----- Recorded data

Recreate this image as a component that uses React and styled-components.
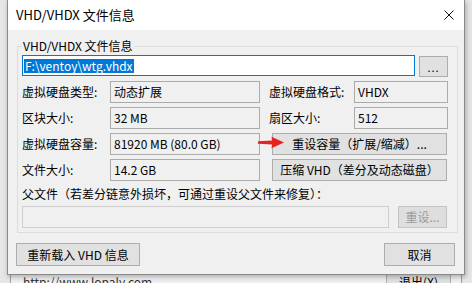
import React from 'react';
import styled, { createGlobalStyle } from 'styled-components';

const FONT = `"Noto Sans CJK SC", "Noto Sans", sans-serif`;

const Global = createGlobalStyle`
  html, body { margin: 0; padding: 0; background: #e6e6e6; }
  body { width: 472px; height: 283px; overflow: hidden; }
  * { box-sizing: border-box; }
`;

const Desktop = styled.div`
  position: relative;
  width: 472px;
  height: 283px;
  overflow: hidden;
  background: #e6e6e6;
  font-family: ${FONT};
  font-size: 12px;
  color: #000;
`;

const BackWindow = styled.div`
  position: absolute;
  left: 10px;
  top: 0;
  width: 452px;
  height: 300px;
  background: #f0f0f0;
  border-left: 1px solid #a0a0a0;
  border-right: 1px solid #a0a0a0;
  display: flex;
  flex-direction: column;
  justify-content: flex-end;
`;

const BackFooter = styled.div`
  display: flex;
  align-items: center;
  justify-content: space-between;
  padding: 0 10px 6px 12px;
`;

const BackLink = styled.span`
  color: #333;
  font-size: 12px;
  line-height: 16px;
`;

const BackButton = styled.div`
  width: 65px;
  height: 24px;
  border: 1px solid #adadad;
  background: #e1e1e1;
  display: flex;
  align-items: center;
  justify-content: center;
  line-height: 16px;
`;

const Dialog = styled.div`
  position: absolute;
  left: 7px;
  top: 0;
  width: 458px;
  height: 275px;
  background: #f0f0f0;
  border: 1px solid #8a8a8a;
  border-top: none;
  box-shadow: 1px 2px 5px rgba(0, 0, 0, 0.28);
  display: flex;
  flex-direction: column;
`;

const TitleBar = styled.div`
  height: 30px;
  flex: none;
  background: #fff;
  display: flex;
  align-items: center;
  justify-content: space-between;
  padding: 0 10px 0 8px;
`;

const TitleText = styled.span`
  font-size: 13px;
  line-height: 16px;
  color: #000;
`;

const CloseIcon = () => (
  <svg width="10" height="10" viewBox="0 0 10 10">
    <path d="M0.5 0.5 L9.5 9.5 M9.5 0.5 L0.5 9.5" stroke="#111" strokeWidth="1" fill="none" />
  </svg>
);

const Body = styled.div`
  flex: 1;
  display: flex;
  flex-direction: column;
  padding: 16px 6px 0 9px;
`;

const GroupBox = styled.div`
  position: relative;
  border: 1px solid #dcdcdc;
  padding: 8px 7px 4px 4px;
  display: flex;
  flex-direction: column;
`;

const Legend = styled.span`
  position: absolute;
  top: -9px;
  left: 4px;
  padding: 0 1px;
  background: #f0f0f0;
  line-height: 16px;
`;

const PathRow = styled.div`
  display: flex;
  align-items: flex-start;
  gap: 4px;
  padding-right: 2px;
`;

const PathInput = styled.div`
  flex: 1;
  height: 21px;
  border: 1px solid #0078d7;
  background: #fff;
  display: flex;
  align-items: center;
  padding-left: 1px;
`;

const Selected = styled.span`
  background: #0078d7;
  color: #fff;
  line-height: 14px;
  padding: 0 1px;
`;

const Button = styled.div`
  height: ${(p) => p.$h || 22}px;
  width: ${(p) => (p.$w ? `${p.$w}px` : 'auto')};
  border: 1px solid ${(p) => (p.$disabled ? '#c4c4c4' : '#adadad')};
  background: ${(p) => (p.$disabled ? '#dedede' : '#e1e1e1')};
  color: ${(p) => (p.$disabled ? '#9a9a9a' : '#000')};
  display: flex;
  align-items: center;
  justify-content: center;
  line-height: 16px;
  white-space: nowrap;
  flex: none;
`;

const BrowseButton = styled(Button)`
  margin-top: 1px;
  font-size: 11px;
  letter-spacing: 1px;
`;

const Grid = styled.div`
  display: grid;
  grid-template-columns: 88px 150px 1fr 96px;
  grid-auto-rows: 22px;
  row-gap: 4px;
  margin-top: 4px;
`;

const Label = styled.div`
  display: flex;
  align-items: center;
  line-height: 16px;
  white-space: nowrap;
  padding-left: ${(p) => (p.$right ? 9 : 0)}px;
`;

const Field = styled.div`
  border: 1px solid #ababab;
  background: #f0f0f0;
  display: flex;
  align-items: center;
  padding-left: 3px;
  line-height: 16px;
  white-space: nowrap;
  margin-right: ${(p) => (p.$right ? 2 : 0)}px;
`;

const ActionCell = styled.div`
  grid-column: 3 / 5;
  position: relative;
  display: flex;
  padding: 0 3px 0 12px;
`;

const WideButton = styled(Button)`
  flex: 1;
`;

const Arrow = styled.svg`
  position: absolute;
  left: -2px;
  top: 3px;
`;

const ParentLabel = styled.div`
  margin-top: 5px;
  line-height: 16px;
  white-space: nowrap;
`;

const ParentRow = styled.div`
  display: flex;
  gap: 9px;
  margin-top: 4px;
  padding-right: 3px;
`;

const ParentField = styled.div`
  flex: 1;
  height: 22px;
  border: 1px solid #cfcfcf;
  background: #f0f0f0;
`;

const Footer = styled.div`
  display: flex;
  justify-content: space-between;
  margin: 10px 3px 0 -1px;
`;

export default function App() {
  return (
    <Desktop>
      <Global />
      <BackWindow>
        <BackFooter>
          <BackLink>http://www.lopaly.com</BackLink>
          <BackButton>退出(X)</BackButton>
        </BackFooter>
      </BackWindow>
      <Dialog>
        <TitleBar>
          <TitleText>VHD/VHDX 文件信息</TitleText>
          <CloseIcon />
        </TitleBar>
        <Body>
          <GroupBox>
            <Legend>VHD/VHDX 文件信息</Legend>
            <PathRow>
              <PathInput>
                <Selected>F:\ventoy\wtg.vhdx</Selected>
              </PathInput>
              <BrowseButton $w={29} $h={21}>...</BrowseButton>
            </PathRow>
            <Grid>
              <Label>虚拟硬盘类型:</Label>
              <Field>动态扩展</Field>
              <Label $right>虚拟硬盘格式:</Label>
              <Field $right>VHDX</Field>

              <Label>区块大小:</Label>
              <Field>32 MB</Field>
              <Label $right>扇区大小:</Label>
              <Field $right>512</Field>

              <Label>虚拟硬盘容量:</Label>
              <Field>81920 MB (80.0 GB)</Field>
              <ActionCell>
                <WideButton>重设容量（扩展/缩减）...</WideButton>
                <Arrow width="26" height="13" viewBox="0 0 26 13">
                  <path d="M0 5.2 L14 4.6 L13.5 0.8 L26 6.5 L13.5 12.2 L14 8.4 L0 7.8 Z" fill="#e52420" />
                </Arrow>
              </ActionCell>

              <Label>文件大小:</Label>
              <Field>14.2 GB</Field>
              <ActionCell>
                <WideButton>压缩 VHD（差分及动态磁盘）</WideButton>
              </ActionCell>
            </Grid>
            <ParentLabel>父文件（若差分链意外损坏，可通过重设父文件来修复）：</ParentLabel>
            <ParentRow>
              <ParentField />
              <Button $w={49} $disabled>重设...</Button>
            </ParentRow>
          </GroupBox>
          <Footer>
            <Button $w={124} $h={23}>重新载入 VHD 信息</Button>
            <Button $w={71} $h={23}>取消</Button>
          </Footer>
        </Body>
      </Dialog>
    </Desktop>
  );
}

----------

Request:
Without the pictures, repeat the listing above exactly.

Response to the task:
Recreate this image as a component that uses React and styled-components.
import React from 'react';
import styled, { createGlobalStyle } from 'styled-components';

const FONT = `"Noto Sans CJK SC", "Noto Sans", sans-serif`;

const Global = createGlobalStyle`
  html, body { margin: 0; padding: 0; background: #e6e6e6; }
  body { width: 472px; height: 283px; overflow: hidden; }
  * { box-sizing: border-box; }
`;

const Desktop = styled.div`
  position: relative;
  width: 472px;
  height: 283px;
  overflow: hidden;
  background: #e6e6e6;
  font-family: ${FONT};
  font-size: 12px;
  color: #000;
`;

const BackWindow = styled.div`
  position: absolute;
  left: 10px;
  top: 0;
  width: 452px;
  height: 300px;
  background: #f0f0f0;
  border-left: 1px solid #a0a0a0;
  border-right: 1px solid #a0a0a0;
  display: flex;
  flex-direction: column;
  justify-content: flex-end;
`;

const BackFooter = styled.div`
  display: flex;
  align-items: center;
  justify-content: space-between;
  padding: 0 10px 6px 12px;
`;

const BackLink = styled.span`
  color: #333;
  font-size: 12px;
  line-height: 16px;
`;

const BackButton = styled.div`
  width: 65px;
  height: 24px;
  border: 1px solid #adadad;
  background: #e1e1e1;
  display: flex;
  align-items: center;
  justify-content: center;
  line-height: 16px;
`;

const Dialog = styled.div`
  position: absolute;
  left: 7px;
  top: 0;
  width: 458px;
  height: 275px;
  background: #f0f0f0;
  border: 1px solid #8a8a8a;
  border-top: none;
  box-shadow: 1px 2px 5px rgba(0, 0, 0, 0.28);
  display: flex;
  flex-direction: column;
`;

const TitleBar = styled.div`
  height: 30px;
  flex: none;
  background: #fff;
  display: flex;
  align-items: center;
  justify-content: space-between;
  padding: 0 10px 0 8px;
`;

const TitleText = styled.span`
  font-size: 13px;
  line-height: 16px;
  color: #000;
`;

const CloseIcon = () => (
  <svg width="10" height="10" viewBox="0 0 10 10">
    <path d="M0.5 0.5 L9.5 9.5 M9.5 0.5 L0.5 9.5" stroke="#111" strokeWidth="1" fill="none" />
  </svg>
);

const Body = styled.div`
  flex: 1;
  display: flex;
  flex-direction: column;
  padding: 16px 6px 0 9px;
`;

const GroupBox = styled.div`
  position: relative;
  border: 1px solid #dcdcdc;
  padding: 8px 7px 4px 4px;
  display: flex;
  flex-direction: column;
`;

const Legend = styled.span`
  position: absolute;
  top: -9px;
  left: 4px;
  padding: 0 1px;
  background: #f0f0f0;
  line-height: 16px;
`;

const PathRow = styled.div`
  display: flex;
  align-items: flex-start;
  gap: 4px;
  padding-right: 2px;
`;

const PathInput = styled.div`
  flex: 1;
  height: 21px;
  border: 1px solid #0078d7;
  background: #fff;
  display: flex;
  align-items: center;
  padding-left: 1px;
`;

const Selected = styled.span`
  background: #0078d7;
  color: #fff;
  line-height: 14px;
  padding: 0 1px;
`;

const Button = styled.div`
  height: ${(p) => p.$h || 22}px;
  width: ${(p) => (p.$w ? `${p.$w}px` : 'auto')};
  border: 1px solid ${(p) => (p.$disabled ? '#c4c4c4' : '#adadad')};
  background: ${(p) => (p.$disabled ? '#dedede' : '#e1e1e1')};
  color: ${(p) => (p.$disabled ? '#9a9a9a' : '#000')};
  display: flex;
  align-items: center;
  justify-content: center;
  line-height: 16px;
  white-space: nowrap;
  flex: none;
`;

const BrowseButton = styled(Button)`
  margin-top: 1px;
  font-size: 11px;
  letter-spacing: 1px;
`;

const Grid = styled.div`
  display: grid;
  grid-template-columns: 88px 150px 1fr 96px;
  grid-auto-rows: 22px;
  row-gap: 4px;
  margin-top: 4px;
`;

const Label = styled.div`
  display: flex;
  align-items: center;
  line-height: 16px;
  white-space: nowrap;
  padding-left: ${(p) => (p.$right ? 9 : 0)}px;
`;

const Field = styled.div`
  border: 1px solid #ababab;
  background: #f0f0f0;
  display: flex;
  align-items: center;
  padding-left: 3px;
  line-height: 16px;
  white-space: nowrap;
  margin-right: ${(p) => (p.$right ? 2 : 0)}px;
`;

const ActionCell = styled.div`
  grid-column: 3 / 5;
  position: relative;
  display: flex;
  padding: 0 3px 0 12px;
`;

const WideButton = styled(Button)`
  flex: 1;
`;

const Arrow = styled.svg`
  position: absolute;
  left: -2px;
  top: 3px;
`;

const ParentLabel = styled.div`
  margin-top: 5px;
  line-height: 16px;
  white-space: nowrap;
`;

const ParentRow = styled.div`
  display: flex;
  gap: 9px;
  margin-top: 4px;
  padding-right: 3px;
`;

const ParentField = styled.div`
  flex: 1;
  height: 22px;
  border: 1px solid #cfcfcf;
  background: #f0f0f0;
`;

const Footer = styled.div`
  display: flex;
  justify-content: space-between;
  margin: 10px 3px 0 -1px;
`;

export default function App() {
  return (
    <Desktop>
      <Global />
      <BackWindow>
        <BackFooter>
          <BackLink>http://www.lopaly.com</BackLink>
          <BackButton>退出(X)</BackButton>
        </BackFooter>
      </BackWindow>
      <Dialog>
        <TitleBar>
          <TitleText>VHD/VHDX 文件信息</TitleText>
          <CloseIcon />
        </TitleBar>
        <Body>
          <GroupBox>
            <Legend>VHD/VHDX 文件信息</Legend>
            <PathRow>
              <PathInput>
                <Selected>F:\ventoy\wtg.vhdx</Selected>
              </PathInput>
              <BrowseButton $w={29} $h={21}>...</BrowseButton>
            </PathRow>
            <Grid>
              <Label>虚拟硬盘类型:</Label>
              <Field>动态扩展</Field>
              <Label $right>虚拟硬盘格式:</Label>
              <Field $right>VHDX</Field>

              <Label>区块大小:</Label>
              <Field>32 MB</Field>
              <Label $right>扇区大小:</Label>
              <Field $right>512</Field>

              <Label>虚拟硬盘容量:</Label>
              <Field>81920 MB (80.0 GB)</Field>
              <ActionCell>
                <WideButton>重设容量（扩展/缩减）...</WideButton>
                <Arrow width="26" height="13" viewBox="0 0 26 13">
                  <path d="M0 5.2 L14 4.6 L13.5 0.8 L26 6.5 L13.5 12.2 L14 8.4 L0 7.8 Z" fill="#e52420" />
                </Arrow>
              </ActionCell>

              <Label>文件大小:</Label>
              <Field>14.2 GB</Field>
              <ActionCell>
                <WideButton>压缩 VHD（差分及动态磁盘）</WideButton>
              </ActionCell>
            </Grid>
            <ParentLabel>父文件（若差分链意外损坏，可通过重设父文件来修复）：</ParentLabel>
            <ParentRow>
              <ParentField />
              <Button $w={49} $disabled>重设...</Button>
            </ParentRow>
          </GroupBox>
          <Footer>
            <Button $w={124} $h={23}>重新载入 VHD 信息</Button>
            <Button $w={71} $h={23}>取消</Button>
          </Footer>
        </Body>
      </Dialog>
    </Desktop>
  );
}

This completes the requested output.